Key Approaches to Optimizing Network Performance in Distributed Databases

Understanding Distributed Databases

Before diving into optimization strategies, it’s important to understand what distributed databases are. Unlike traditional databases, distributed databases spread data across multiple servers or locations. This architecture helps in load balancing, improves fault tolerance, and enhances data availability. However, these benefits come with the challenge of managing network performance effectively.

Assessing Network Latency

Network latency refers to the delay between sending a request and receiving a response. In a distributed database system, high latency can severely impact performance. To optimize this, consider the following:
Geographic Proximity: Minimize the distance between data centers and clients to reduce latency.
Network Bandwidth: Ensure adequate bandwidth to handle the volume of data being transmitted. Upgrading network infrastructure can help alleviate bottlenecks.
Latency Testing: Regularly test and monitor latency across different network segments to identify and address slow points.

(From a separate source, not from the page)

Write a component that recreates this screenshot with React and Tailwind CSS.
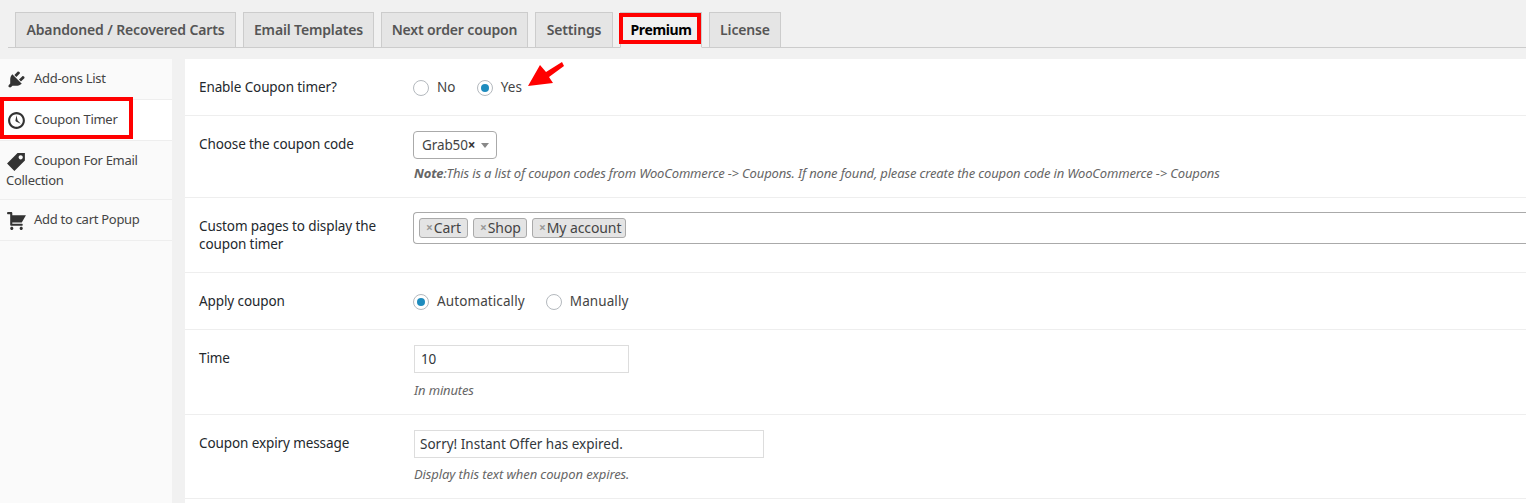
import React from "react";

const font = { fontFamily: '"Noto Sans", sans-serif' };

const icons = {
  plug: "M13.11 4.36L9.87 7.6 8 5.73l3.24-3.24c.35-.34 1.05-.2 1.56.32.52.51.66 1.21.31 1.55zm-8 1.77l.91-1.12 9.01 9.01-1.19.84c-.71.71-2.63 1.16-3.82 1.16H6.14L4.9 17.26c-.59.59-1.54.59-2.12 0-.59-.58-.59-1.53 0-2.12l1.24-1.24v-3.88c0-1.13.4-3.19 1.09-3.89zm7.26 3.97l3.24-3.24c.34-.35 1.04-.21 1.55.31.52.51.66 1.21.31 1.55l-3.24 3.25z",
  clock: "M10 2c4.42 0 8 3.58 8 8s-3.58 8-8 8-8-3.58-8-8 3.58-8 8-8zm0 14c3.31 0 6-2.69 6-6s-2.69-6-6-6-6 2.69-6 6 2.69 6 6 6zm-.71-5.29c.07.05.14.1.23.15l-.02.02L14 13l-3.03-3.19L10 5l-.97 4.81h.01c0 .02-.01.05-.02.09S9 9.97 9 10c0 .28.1.52.29.71z",
  tag: "M11 2h7v7L8 19l-7-7zm3 6c1.1 0 2-.9 2-2s-.9-2-2-2-2 .9-2 2 .9 2 2 2z",
  cart: "M6 13h9c.55 0 1 .45 1 1s-.45 1-1 1H5c-.55 0-1-.45-1-1V4H2c-.55 0-1-.45-1-1s.45-1 1-1h3c.55 0 1 .45 1 1v2h13l-4 7H6v1zm-.5 3c.83 0 1.5.67 1.5 1.5S6.33 19 5.5 19 4 18.33 4 17.5 4.67 16 5.5 16zm9 0c.83 0 1.5.67 1.5 1.5s-.67 1.5-1.5 1.5-1.5-.67-1.5-1.5.67-1.5 1.5-1.5z",
};

function Dash({ d }) {
  return (
    <svg width="21" height="21" viewBox="0 0 20 20" fill="#333" className="block">
      <path d={d} />
    </svg>
  );
}

function Tab({ children, active, w }) {
  return (
    <div className={`relative h-[36px] ${w} flex items-center justify-center border border-[#ccc] pb-[2px] text-[14px] ${active ? "bg-[#f1f1f1] font-bold tracking-[-0.35px] text-black border-b-[#f1f1f1]" : "bg-[#e5e5e5] font-semibold tracking-[-0.15px] text-[#555]"}`}>
      {children}
      {active && <div className="absolute left-[-2px] right-0 top-0 h-[31px] border-[4px] border-[#f00]" />}
    </div>
  );
}

function SideItem({ icon, children, h, active, wrap }) {
  return (
    <div className={`relative ${h} border-b border-[#eee] text-[13px] tracking-[-0.28px] text-[#444] ${active ? "bg-white" : ""}`}>
      {wrap ? (
        <div className="pl-[6px] pt-[9px] leading-[20px]">
          <span className="-my-[3px] inline-block w-[28px] align-middle"><Dash d={icon} /></span>
          {children}
        </div>
      ) : (
        <div className="flex h-full items-center pl-[6px]">
          <span className="w-[28px]"><Dash d={icon} /></span>
          {children}
        </div>
      )}
      {active && <div className="absolute left-0 top-[-3px] h-[42px] w-[133px] border-[4px] border-[#f00]" />}
    </div>
  );
}

function Radio({ checked, label }) {
  return (
    <label className="flex items-center gap-[8px] tracking-[0.1px]">
      <span className="flex h-[16px] w-[16px] items-center justify-center rounded-full border border-[#b4b9be] bg-white">
        {checked && <span className="h-[8px] w-[8px] rounded-full bg-[#1e8cbe]" />}
      </span>
      <span>{label}</span>
    </label>
  );
}

function Row({ label, h, children }) {
  return (
    <div className={`flex ${h} border-b border-[#eee]`}>
      <div className="w-[228px] shrink-0 pl-[14px] pr-[10px] pt-[19px] leading-[18px] text-[#23282d]">{label}</div>
      <div className="min-w-0 flex-1">{children}</div>
    </div>
  );
}

function Chip({ children, w }) {
  return (
    <span className={`flex h-[20px] ${w} items-center rounded-[3px] border border-[#aaa] bg-[#e4e4e4] pb-[1px] pl-[6px] text-[14px] text-[#444]`}>
      <span className="mr-[1px] text-[12px] font-bold text-[#999]">×</span>
      {children}
    </span>
  );
}

export default function App() {
  return (
    <div style={font} className="h-[503px] w-[1526px] overflow-hidden bg-[#f1f1f1] text-[13.5px] tracking-[-0.1px] text-[#444]">
      <div className="ml-[8px] flex h-[48px] gap-[7px] border-b border-[#ccc] pl-[7px] pt-[12px]">
        <Tab w="w-[221px]">Abandoned / Recovered Carts</Tab>
        <Tab w="w-[131px]">Email Templates</Tab>
        <Tab w="w-[147px]">Next order coupon</Tab>
        <Tab w="w-[78px]">Settings</Tab>
        <Tab w="w-[82px]" active>Premium</Tab>
        <Tab w="w-[72px]">License</Tab>
      </div>
      <div className="mt-[11px] flex gap-[13px]">
        <div className="h-[444px] w-[172px] shrink-0 bg-[#fafafa]">
          <SideItem h="h-[41px]" icon={icons.plug}>Add-ons List</SideItem>
          <SideItem h="h-[41px]" active icon={icons.clock}>Coupon Timer</SideItem>
          <SideItem h="h-[59px]" wrap icon={icons.tag}>Coupon For Email Collection</SideItem>
          <SideItem h="h-[41px]" icon={icons.cart}>Add to cart Popup</SideItem>
        </div>
        <div className="h-[444px] min-w-0 flex-1 bg-white">
          <Row label="Enable Coupon timer?" h="h-[57px]">
            <div className="flex h-full items-center gap-[21px] pt-[1px]">
              <Radio label="No" />
              <div className="relative">
                <Radio checked label="Yes" />
                <svg className="absolute left-[51px] top-[-16px]" width="38" height="27" viewBox="0 0 38 27">
                  <path d="M0 25 L12 4 L18 11 L34 1 L36 5 L21 16 L25 22 Z" fill="#f00" />
                </svg>
              </div>
            </div>
          </Row>
          <Row label="Choose the coupon code" h="h-[82px]">
            <div className="pt-[15px]">
              <div className="flex h-[28px] w-[84px] items-center rounded-[4px] border border-[#aaa] pl-[8px] text-[#444]">
                Grab50<span className="font-bold text-[#333]">×</span>
                <span className="ml-[6px] h-0 w-0 border-x-[4px] border-t-[5px] border-x-transparent border-t-[#888]" />
              </div>
              <p className="mt-[5px] whitespace-nowrap pl-[1px] text-[13px] tracking-[-0.155px] italic text-[#666]"><b>Note</b>:This is a list of coupon codes from WooCommerce -&gt; Coupons. If none found, please create the coupon code in WooCommerce -&gt; Coupons</p>
            </div>
          </Row>
          <Row label="Custom pages to display the coupon timer" h="h-[75px]">
            <div className="pt-[14px]">
              <div className="flex h-[32px] items-center gap-[5px] rounded-l-[4px] border border-r-0 border-[#aaa] pl-[5px]">
                <Chip w="w-[49px]">Cart</Chip>
                <Chip w="w-[54px]">Shop</Chip>
                <Chip w="w-[94px]">My account</Chip>
              </div>
            </div>
          </Row>
          <Row label="Apply coupon" h="h-[57px]">
            <div className="flex h-full items-center gap-[21px] pt-[1px]">
              <Radio checked label="Automatically" />
              <Radio label="Manually" />
            </div>
          </Row>
          <Row label="Time" h="h-[85px]">
            <div className="pl-[1px] pt-[15px]">
              <div className="flex h-[28px] w-[215px] items-center border border-[#ddd] pl-[6px] text-[#32373c]">10</div>
              <p className="mt-[8px] text-[13px] tracking-[-0.15px] italic text-[#666]">In minutes</p>
            </div>
          </Row>
          <Row label="Coupon expiry message" h="h-[84px]">
            <div className="pl-[1px] pt-[15px]">
              <div className="flex h-[28px] w-[350px] items-center border border-[#ddd] pl-[5px] tracking-normal text-[#32373c]">Sorry! Instant Offer has expired.</div>
              <p className="mt-[7px] text-[13px] italic text-[#666]">Display this text when coupon expires.</p>
            </div>
          </Row>
        </div>
      </div>
    </div>
  );
}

Implementing Efficient Data Partitioning

Data partitioning involves dividing a database into smaller, manageable pieces, which can be distributed across different servers. This strategy improves performance by reducing the amount of data each server needs to handle. There are several approaches to data partitioning:
Horizontal Partitioning: Splitting tables into rows, distributing them across different servers. This approach helps in balancing load and improving query performance.
Vertical Partitioning: Dividing tables into columns, where frequently accessed columns are separated from less frequently accessed ones.
Range Partitioning: Dividing data based on a range of values, useful for time-series data. Choosing the right partitioning strategy depends on the specific workload and query patterns of your application.

Optimizing Data Replication

Data replication involves copying data across multiple nodes to ensure consistency and availability. However, excessive replication can lead to performance issues. To optimize replication:
Asynchronous Replication: Use asynchronous replication to avoid performance hits caused by waiting for data to be replicated before acknowledging a transaction.
Consistency Models: Implement appropriate consistency models (e.g., eventual consistency) based on the application’s requirements for data accuracy versus performance.

Employing Caching Strategies

Caching involves storing frequently accessed data in a temporary storage area for quicker retrieval. This can significantly reduce the load on the database and improve response times. Consider these caching strategies:
In-Memory Caching: Use in-memory caches like Redis or Memcached to store frequently accessed data close to the application.
Distributed Caching: Implement distributed caching solutions to ensure that cached data is available across different nodes of the distributed system.

Utilizing Load Balancing

Load balancing distributes incoming network traffic across multiple servers to ensure no single server becomes overwhelmed. Effective load balancing improves performance and reliability by:
Even Distribution: Ensuring even distribution of requests across servers to prevent bottlenecks.
Health Checks: Regularly checking the health of servers and rerouting traffic away from any servers that are underperforming or failing.

Monitoring and Analytics

Regular monitoring and analytics are crucial for maintaining network performance. Implement tools to track:
Network Traffic: Monitor traffic patterns to identify unusual spikes or drops in performance.
Server Metrics: Track server load, response times, and error rates to detect potential issues early.
Performance Trends: Analyze historical data to identify trends and make proactive adjustments.

Adopting Modern Protocols

Utilize modern network protocols designed to enhance performance and reliability. For instance:
HTTP/2: Offers improvements over HTTP/1.1, such as multiplexing and header compression, which can reduce latency and improve throughput.
QUIC: A newer protocol developed by Google that aims to improve performance by reducing latency and improving connection reliability.

Optimizing network performance in distributed databases requires a multifaceted approach, including reducing latency, efficient data partitioning, optimized replication, effective caching, load balancing, and continuous monitoring. By implementing these strategies, you can enhance the performance, reliability, and efficiency of your distributed database systems, ensuring that they meet the demands of today’s data-driven applications.